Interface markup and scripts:
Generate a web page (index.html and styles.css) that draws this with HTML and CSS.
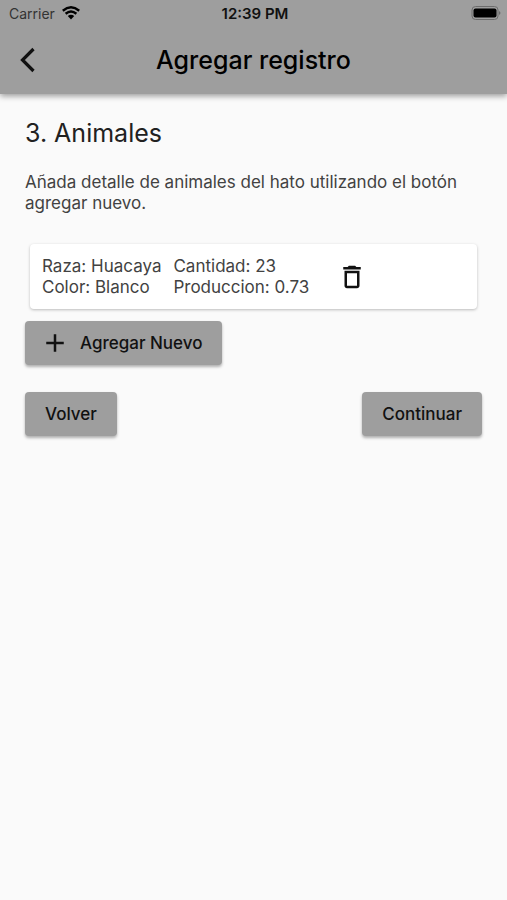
FILE: index.html
```html
<!DOCTYPE html>
<html lang="es">
<head>
<meta charset="utf-8">
<meta name="viewport" content="width=device-width, initial-scale=1">
<title>Agregar registro</title>
<link rel="stylesheet" href="styles.css">
</head>
<body>
<header class="top">
  <div class="status">
    <div class="carrier"><span>Carrier</span>
      <svg class="wifi" viewBox="0 0 18 14" aria-hidden="true"><path d="M.8 4.700Q9-2 17.200 4.700M3.600 7.700Q9 3.300 14.400 7.700" fill="none" stroke="currentColor" stroke-width="2.400"/><path d="M5.800 10Q9 7.400 12.200 10L9 13.400Z" fill="currentColor"/></svg>
    </div>
    <time class="clock">12:39 PM</time>
    <svg class="battery" viewBox="0 0 30 14" aria-hidden="true"><rect x="1" y="0.500" width="26" height="13" rx="3.500" fill="none" stroke="#6c6c6c"/><rect x="2.500" y="2.500" width="23" height="9" rx="2" fill="#000"/><path d="M28 5q3 2 0 4z" fill="#6c6c6c"/></svg>
  </div>
  <div class="bar">
    <button class="back" type="button" aria-label="Atrás"><svg viewBox="0 0 32 32" aria-hidden="true"><path d="M21.500 5 10.500 16 21.500 27" fill="none" stroke="currentColor" stroke-width="3.200"/></svg></button>
    <h1 class="title">Agregar registro</h1>
  </div>
</header>
<main class="content">
  <h2 class="heading">3. Animales</h2>
  <p class="intro">Añada detalle de animales del hato utilizando el botón agregar nuevo.</p>
  <article class="card">
    <div>Raza: Huacaya<br>Color: Blanco</div>
    <div>Cantidad: 23<br>Produccion: 0.73</div>
    <button class="delete" type="button" aria-label="Eliminar"><svg viewBox="0 0 24 24" aria-hidden="true"><path fill="currentColor" d="M6 19c0 1.100.9 2 2 2h8c1.100 0 2-.9 2-2V7H6v12zM8 9h8v10H8V9zm7.500-5-1-1h-5l-1 1H5v2h14V4z"/></svg></button>
  </article>
  <button class="button add" type="button"><svg viewBox="0 0 24 24" aria-hidden="true"><path fill="currentColor" d="M19 13h-6v6h-2v-6H5v-2h6V5h2v6h6v2z"/></svg>Agregar Nuevo</button>
  <nav class="actions">
    <button class="button" type="button">Volver</button>
    <button class="button" type="button">Continuar</button>
  </nav>
</main>
</body>
</html>
```

FILE: styles.css
```css
* { box-sizing: border-box; }
body { margin: 0; min-height: 100vh; background: #fafafa; color: #212121; font-family: Inter, sans-serif; }
button { border: 0; padding: 0; font: inherit; color: #111; cursor: pointer; }
svg { display: block; }
.top { background: #9e9e9e; color: #111; box-shadow: 0 2px 6px rgba(0, 0, 0, .4); }
.status { display: grid; grid-template-columns: 1fr auto 1fr; align-items: center; height: 26px; padding: 0 6px 0 9px; font-size: 14px; }
.carrier { display: flex; align-items: center; gap: 7px; color: #333; }
.wifi { width: 18px; height: 14px; color: #000; }
.clock { font-size: 15px; font-weight: 600; }
.battery { justify-self: end; width: 30px; height: 14px; }
.bar { display: grid; grid-template-columns: 56px 1fr 56px; align-items: center; height: 68px; }
.back { width: 56px; height: 56px; padding: 12px; background: transparent; }
.back svg { width: 32px; height: 32px; }
.title { margin: 0; text-align: center; font-size: 25px; font-weight: 450; color: #000; }
.content { padding: 24px 25px; }
.heading { margin: 0 0 24px; font-size: 25px; line-height: 30px; font-weight: 400; }
.intro { margin: 0 0 30px; font-size: 17px; line-height: 21px; color: #424242; }
.card { display: flex; align-items: center; gap: 12px; height: 65px; margin: 0 5px 12px; padding: 0 12px; border-radius: 4px; background: #fff; box-shadow: 0 1px 3px rgba(0, 0, 0, .25); font-size: 17px; line-height: 21px; color: #424242; }
.delete { margin-left: 8px; padding: 8px; background: transparent; }
.delete svg { width: 30px; height: 30px; }
.button { height: 44px; padding: 0 20px; border-radius: 4px; background: #9e9e9e; box-shadow: 0 2px 3px rgba(0, 0, 0, .3); font-size: 17px; font-weight: 500; }
.add { display: flex; align-items: center; gap: 10px; padding-left: 15px; }
.add svg { width: 30px; height: 30px; }
.actions { display: flex; justify-content: space-between; margin-top: 27px; }
```
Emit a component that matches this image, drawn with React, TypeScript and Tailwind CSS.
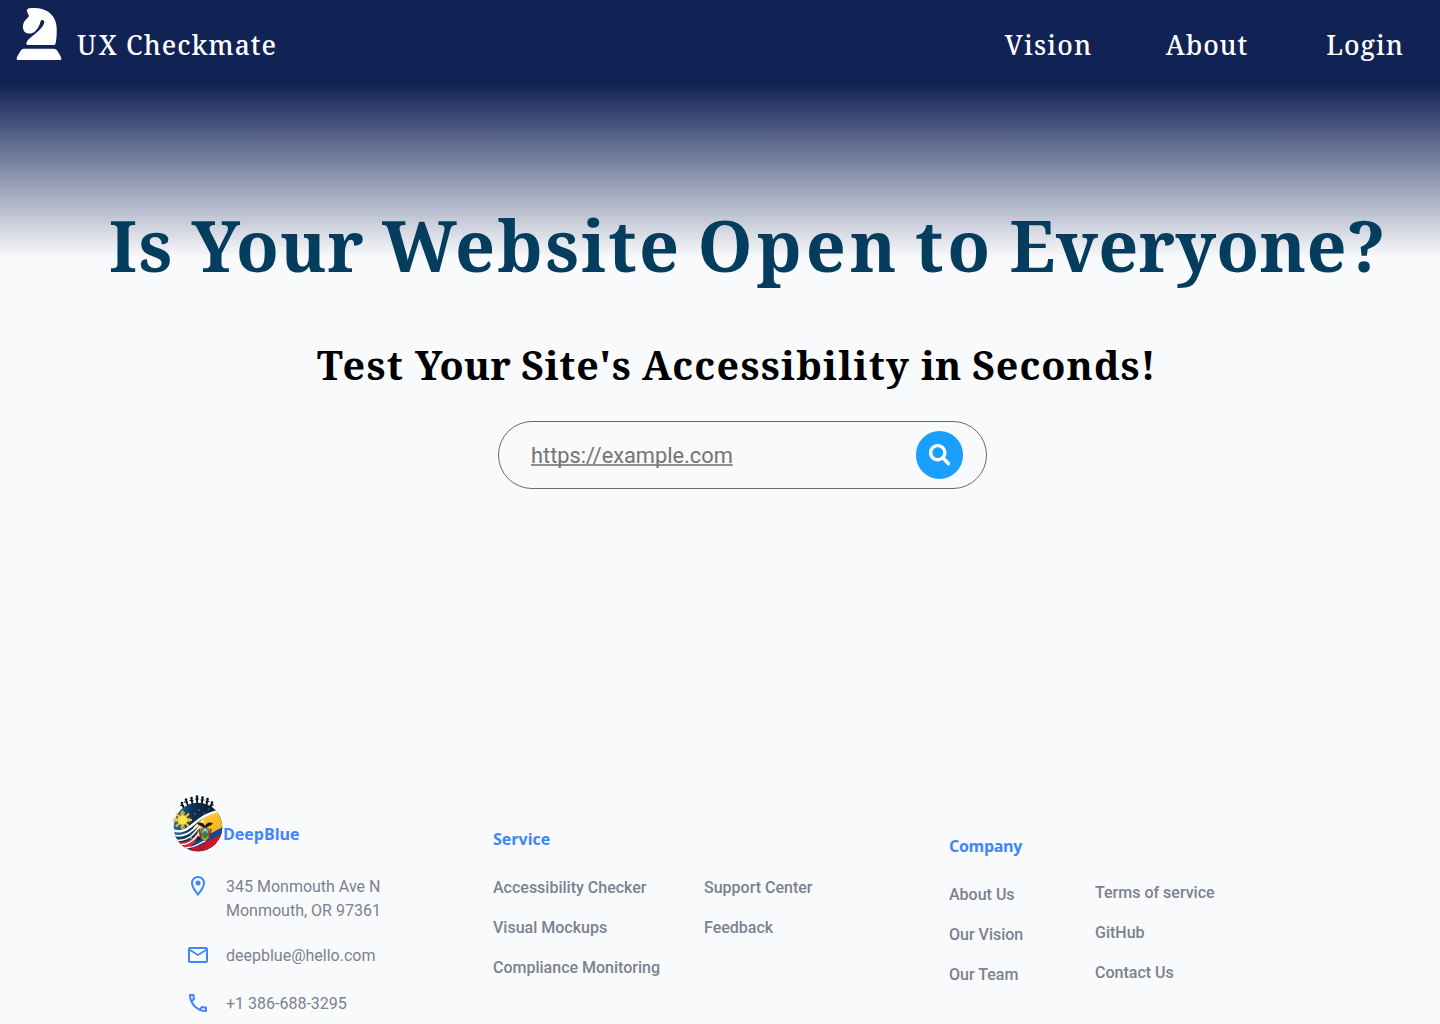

→ **Stated goal**:
Without the pictures, repeat the listing above exactly.

→ **Expected output**:
Generate a web page (index.html and styles.css) that draws this with HTML and CSS.
FILE: index.html
```html
<!DOCTYPE html>
<html lang="es">
<head>
<meta charset="utf-8">
<meta name="viewport" content="width=device-width, initial-scale=1">
<title>Agregar registro</title>
<link rel="stylesheet" href="styles.css">
</head>
<body>
<header class="top">
  <div class="status">
    <div class="carrier"><span>Carrier</span>
      <svg class="wifi" viewBox="0 0 18 14" aria-hidden="true"><path d="M.8 4.700Q9-2 17.200 4.700M3.600 7.700Q9 3.300 14.400 7.700" fill="none" stroke="currentColor" stroke-width="2.400"/><path d="M5.800 10Q9 7.400 12.200 10L9 13.400Z" fill="currentColor"/></svg>
    </div>
    <time class="clock">12:39 PM</time>
    <svg class="battery" viewBox="0 0 30 14" aria-hidden="true"><rect x="1" y="0.500" width="26" height="13" rx="3.500" fill="none" stroke="#6c6c6c"/><rect x="2.500" y="2.500" width="23" height="9" rx="2" fill="#000"/><path d="M28 5q3 2 0 4z" fill="#6c6c6c"/></svg>
  </div>
  <div class="bar">
    <button class="back" type="button" aria-label="Atrás"><svg viewBox="0 0 32 32" aria-hidden="true"><path d="M21.500 5 10.500 16 21.500 27" fill="none" stroke="currentColor" stroke-width="3.200"/></svg></button>
    <h1 class="title">Agregar registro</h1>
  </div>
</header>
<main class="content">
  <h2 class="heading">3. Animales</h2>
  <p class="intro">Añada detalle de animales del hato utilizando el botón agregar nuevo.</p>
  <article class="card">
    <div>Raza: Huacaya<br>Color: Blanco</div>
    <div>Cantidad: 23<br>Produccion: 0.73</div>
    <button class="delete" type="button" aria-label="Eliminar"><svg viewBox="0 0 24 24" aria-hidden="true"><path fill="currentColor" d="M6 19c0 1.100.9 2 2 2h8c1.100 0 2-.9 2-2V7H6v12zM8 9h8v10H8V9zm7.500-5-1-1h-5l-1 1H5v2h14V4z"/></svg></button>
  </article>
  <button class="button add" type="button"><svg viewBox="0 0 24 24" aria-hidden="true"><path fill="currentColor" d="M19 13h-6v6h-2v-6H5v-2h6V5h2v6h6v2z"/></svg>Agregar Nuevo</button>
  <nav class="actions">
    <button class="button" type="button">Volver</button>
    <button class="button" type="button">Continuar</button>
  </nav>
</main>
</body>
</html>
```

FILE: styles.css
```css
* { box-sizing: border-box; }
body { margin: 0; min-height: 100vh; background: #fafafa; color: #212121; font-family: Inter, sans-serif; }
button { border: 0; padding: 0; font: inherit; color: #111; cursor: pointer; }
svg { display: block; }
.top { background: #9e9e9e; color: #111; box-shadow: 0 2px 6px rgba(0, 0, 0, .4); }
.status { display: grid; grid-template-columns: 1fr auto 1fr; align-items: center; height: 26px; padding: 0 6px 0 9px; font-size: 14px; }
.carrier { display: flex; align-items: center; gap: 7px; color: #333; }
.wifi { width: 18px; height: 14px; color: #000; }
.clock { font-size: 15px; font-weight: 600; }
.battery { justify-self: end; width: 30px; height: 14px; }
.bar { display: grid; grid-template-columns: 56px 1fr 56px; align-items: center; height: 68px; }
.back { width: 56px; height: 56px; padding: 12px; background: transparent; }
.back svg { width: 32px; height: 32px; }
.title { margin: 0; text-align: center; font-size: 25px; font-weight: 450; color: #000; }
.content { padding: 24px 25px; }
.heading { margin: 0 0 24px; font-size: 25px; line-height: 30px; font-weight: 400; }
.intro { margin: 0 0 30px; font-size: 17px; line-height: 21px; color: #424242; }
.card { display: flex; align-items: center; gap: 12px; height: 65px; margin: 0 5px 12px; padding: 0 12px; border-radius: 4px; background: #fff; box-shadow: 0 1px 3px rgba(0, 0, 0, .25); font-size: 17px; line-height: 21px; color: #424242; }
.delete { margin-left: 8px; padding: 8px; background: transparent; }
.delete svg { width: 30px; height: 30px; }
.button { height: 44px; padding: 0 20px; border-radius: 4px; background: #9e9e9e; box-shadow: 0 2px 3px rgba(0, 0, 0, .3); font-size: 17px; font-weight: 500; }
.add { display: flex; align-items: center; gap: 10px; padding-left: 15px; }
.add svg { width: 30px; height: 30px; }
.actions { display: flex; justify-content: space-between; margin-top: 27px; }
```
Emit a component that matches this image, drawn with React, TypeScript and Tailwind CSS.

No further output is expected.